What does he suggest to artists who want to appeal to certain markets?

“I tell artists that if I can sell their existing artwork, that’s fantastic,” he said, “If I can get a company interested in their style of work and get them to commission something tailored for their brand and their organization, then that is great for both the artist and the corporation. The client will probably want something that reinforces their brand, such as certain colors, or their brand identity. The artist has the chance to be creative, but with a little bit of guidance.”

“So I think it’s open-ended,” he continued. “You would be hard-pressed to find an artist who would match a particular organization or building. You would need to be able to have a creative freedom that artists ultimately want, and give them the reins but with some input. For example, a hotel may love your artwork but they want something a little bit around their brand, their colors and their setting. That’s my focus.”

Representation is key to gaining this type of sale. “Artists don’t want to go out and sell themselves,” said Murray. “They want you to go out there for them, make the sale. It is slightly easier for me to go out and promote an artist and say, ‘Look, this artist is up and coming, their work is fantastic.’ I can hopefully go out and get commission work for the artist.”

His best advice to develop your work for any market?

“Artists or photographers, even if they are new and have only been working for a few years, can be very good at what they do. I tell people: Know what you are good at. Play to your strengths. Specialize – don’t dilute what it is that you do well.”

Art Vogue also acts as a licensing agency for artists.
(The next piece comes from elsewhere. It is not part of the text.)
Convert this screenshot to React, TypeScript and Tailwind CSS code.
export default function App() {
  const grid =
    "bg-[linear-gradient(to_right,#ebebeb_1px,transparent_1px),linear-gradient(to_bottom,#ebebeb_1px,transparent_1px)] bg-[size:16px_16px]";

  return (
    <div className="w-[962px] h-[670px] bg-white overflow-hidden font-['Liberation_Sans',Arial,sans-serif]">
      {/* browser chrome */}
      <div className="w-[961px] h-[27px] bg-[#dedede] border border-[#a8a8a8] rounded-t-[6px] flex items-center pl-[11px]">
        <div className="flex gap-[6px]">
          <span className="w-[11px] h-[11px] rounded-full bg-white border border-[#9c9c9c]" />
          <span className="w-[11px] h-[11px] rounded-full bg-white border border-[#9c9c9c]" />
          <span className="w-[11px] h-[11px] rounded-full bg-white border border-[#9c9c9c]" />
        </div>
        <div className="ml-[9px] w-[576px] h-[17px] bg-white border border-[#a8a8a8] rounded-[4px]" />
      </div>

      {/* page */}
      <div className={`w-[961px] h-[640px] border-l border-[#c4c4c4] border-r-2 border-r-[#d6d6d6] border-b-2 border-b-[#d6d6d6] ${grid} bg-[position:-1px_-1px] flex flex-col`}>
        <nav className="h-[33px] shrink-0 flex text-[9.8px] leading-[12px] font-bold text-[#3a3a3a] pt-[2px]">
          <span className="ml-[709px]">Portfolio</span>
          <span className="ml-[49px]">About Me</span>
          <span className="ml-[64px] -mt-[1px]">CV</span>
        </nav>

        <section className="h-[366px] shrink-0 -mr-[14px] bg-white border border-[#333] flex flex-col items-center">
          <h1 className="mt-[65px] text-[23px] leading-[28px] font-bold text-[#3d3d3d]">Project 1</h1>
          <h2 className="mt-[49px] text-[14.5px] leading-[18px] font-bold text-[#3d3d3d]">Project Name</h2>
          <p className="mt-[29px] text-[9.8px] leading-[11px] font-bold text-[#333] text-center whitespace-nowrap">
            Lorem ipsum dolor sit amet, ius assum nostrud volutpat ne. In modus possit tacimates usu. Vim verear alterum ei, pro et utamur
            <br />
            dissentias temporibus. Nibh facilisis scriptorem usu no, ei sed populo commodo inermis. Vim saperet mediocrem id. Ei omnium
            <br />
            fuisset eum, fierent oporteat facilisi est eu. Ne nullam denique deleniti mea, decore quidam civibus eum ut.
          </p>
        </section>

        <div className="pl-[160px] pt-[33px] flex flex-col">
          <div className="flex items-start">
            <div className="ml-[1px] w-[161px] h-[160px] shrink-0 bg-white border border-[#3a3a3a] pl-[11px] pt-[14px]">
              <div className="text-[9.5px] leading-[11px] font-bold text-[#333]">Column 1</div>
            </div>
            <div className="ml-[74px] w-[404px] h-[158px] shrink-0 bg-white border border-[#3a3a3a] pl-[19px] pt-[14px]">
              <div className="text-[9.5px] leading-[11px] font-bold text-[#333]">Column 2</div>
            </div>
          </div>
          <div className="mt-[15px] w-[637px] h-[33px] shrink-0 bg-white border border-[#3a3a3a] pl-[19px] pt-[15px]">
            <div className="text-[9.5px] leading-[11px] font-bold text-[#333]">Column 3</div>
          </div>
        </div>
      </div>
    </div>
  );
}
This is the part that concerns me.

“Our company offers artists 15% of the net sales of their work, which equates to 30% of profit, which is higher than the standard,” said Murray. “We have a clean, straightforward way of working that is very transparent to the artist or photographer. They can see how much the client is invoiced.”

If you are happy to be paid this amount, then just check all the other areas I talked about. For me, I can’t see how I can run a business on returns as low as 15% since I have to pay GST if sold in Australia, also pay all the costs of production out of that.

As the “primary producer of an artwork I would be looking for at least 50% of the net rather than 15%. If what they are saying is the normal practice, then it isn’t surprising to me that many artists are living below the poverty line.

As I said in the beginning, check all your obligations and legal rights, then make an informed decision. Not only for this company but all others that want to sell on your behalf. Better to be safe than find out later that have entered into an agreement that you can’t get out of and that either restricts how and where you sell or that brings in so little that you can’t live on it.

Back to the end of the article:


He emphasized the relationship in building partnerships with creatives. “I consider our work with artists to be a collaboration,” he said, “We build a long-term strategy for the artist, to get them working on their own projects. We are very selective, and at this time work with artists in the UK, Europe, and even far afield, with photographers from Brazil and Iran. I have also approached a few American and Canadian artists. We very open to working with highly professional photographers and artists across the pond.”


I hope this is informative and helpful. There are other very insightful tips in this article that are worth taking note of as far as how to think about your artworks, your style and your methods.